Since the domestic spying operation violates civil rights on its face, how to put this to the test in court? Who, in legal terms, has standing to challenge this action? Since people don't know if they have been injured, since everything is secret and will only come out under court order, it will be difficult to find someone other than Congress with the standing to do so, because of Frothingham v. Mellon individuals can only sue if there is specific individual damage, and not damage to the whole of the body politic. That is, if you feel the government is doing wrong, your only options are to agitate for impeachment, or to vote against them at the next election.
And therefore there is no one who has standing, because the harm is "abstract and widely dispersed."
Except Fitzgerald, because it is reasonable for him to inquiry as to wether any of its information became available for political purposes. From there, he can ask whether the spying itself was a criminal act.
This may seem like it is a long stretch to Bush himself. However, unlike any other case, the executive has already admitted that he ordered the action.

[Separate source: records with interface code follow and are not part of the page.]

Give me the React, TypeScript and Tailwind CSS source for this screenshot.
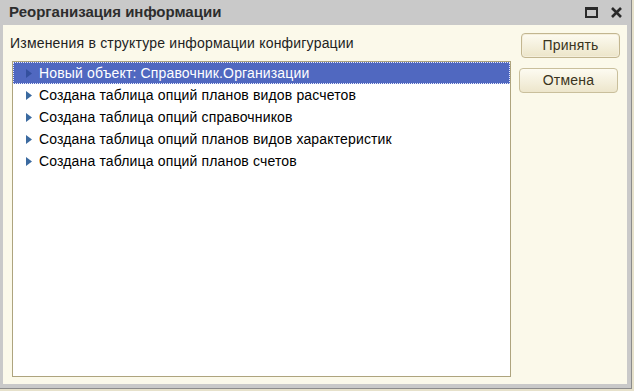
import React from "react";

const items = [
  "Новый объект: Справочник.Организации",
  "Создана таблица опций планов видов расчетов",
  "Создана таблица опций справочников",
  "Создана таблица опций планов видов характеристик",
  "Создана таблица опций планов счетов",
];

function Tri({ selected }: { selected: boolean }) {
  return (
    <svg width="6" height="9" viewBox="0 0 6 9" className="shrink-0">
      <path d="M0 0 L6 4.5 L0 9 Z" fill={selected ? "#34509e" : "#3b6aa0"} />
    </svg>
  );
}

export default function App() {
  return (
    <div
      className="w-[634px] h-[391px] bg-[#e6e1cb] overflow-hidden"
      style={{ fontFamily: '"Liberation Sans", Arial, sans-serif' }}
    >
      <div className="w-[632px] h-[389px] bg-[#c9c9c9] border-r border-b border-[#8c8c8c] flex flex-col">
        {/* Title bar */}
        <div className="h-[25px] flex items-center pl-[9px] pr-[9px] shrink-0">
          <span className="text-[15px] font-bold text-[#2d2d2d]">Реорганизация информации</span>
          <div className="ml-auto flex items-center gap-[13px]">
            <div className="w-[13px] h-[11px] border-2 border-t-[3px] border-[#2a2a2a]" />
            <svg width="11" height="11" viewBox="0 0 11 11">
              <path d="M1 1 L10 10 M10 1 L1 10" stroke="#2a2a2a" strokeWidth="2.6" />
            </svg>
          </div>
        </div>
        {/* Content */}
        <div className="flex-1 ml-[3px] mr-[4px] mb-[4px] bg-[#fbf9ea] flex">
          <div className="w-[508px] flex flex-col">
            <div className="h-[36px] flex items-center pl-[7px] text-[14px] tracking-[0.2px] text-[#222]">
              Изменения в структуре информации конфигурации
            </div>
            <div className="flex-1 ml-[9px] mb-[7px] border border-[#aea47e] bg-white">
              {items.map((t, i) => {
                const sel = i === 0;
                return (
                  <div
                    key={t}
                    className={
                      sel
                        ? "h-[22px] flex items-center pl-[12px] bg-[#5068c0] text-white border border-dotted border-[#e8ecff]"
                        : "h-[22px] flex items-center pl-[13px] text-black"
                    }
                  >
                    <Tri selected={sel} />
                    <span className="ml-[7px] text-[14px] tracking-[0.15px]">{t}</span>
                  </div>
                );
              })}
            </div>
          </div>
          <div className="flex flex-col gap-[10px] pt-[8px] pl-[10px]">
            <button className="w-[99px] h-[25px] rounded-[4px] border border-[#c2b690] shadow-[inset_0_0_0_1px_#f4eedb] bg-gradient-to-b from-[#fdfbf1] to-[#ece5c9] text-[14px] tracking-[0.2px] text-[#3a3420]">
              Принять
            </button>
            <button className="w-[99px] h-[25px] -ml-[2px] rounded-[4px] border border-[#c9bf9c] bg-gradient-to-b from-[#fdfbf1] to-[#ede6cc] text-[14px] tracking-[0.2px] text-[#3a3420]">
              Отмена
            </button>
          </div>
        </div>
      </div>
    </div>
  );
}
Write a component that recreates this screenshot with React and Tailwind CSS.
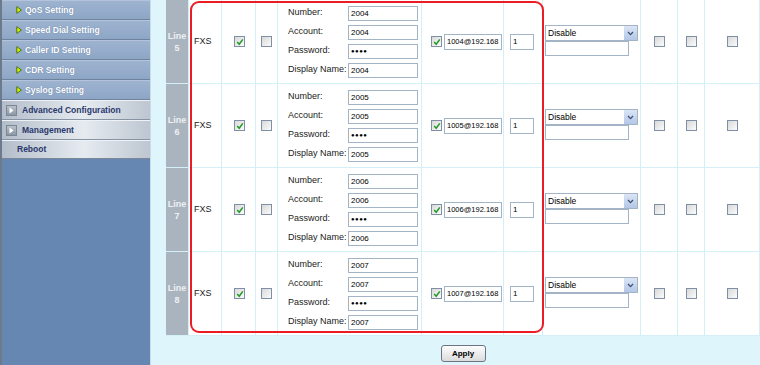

There is no cloud of obscurity, if and when domestic spying is found to be illegal, there is no plausible deniability all the way to the top. It is true that domestic spying is an impeachable offense.
But it is also potentially a road for criminal prosecution, one which there is no constitutional bar at the present time. That means that agitating for it politically is not a dead end, because whether or not it can procede is a matter of law for the Supreme Court to decide.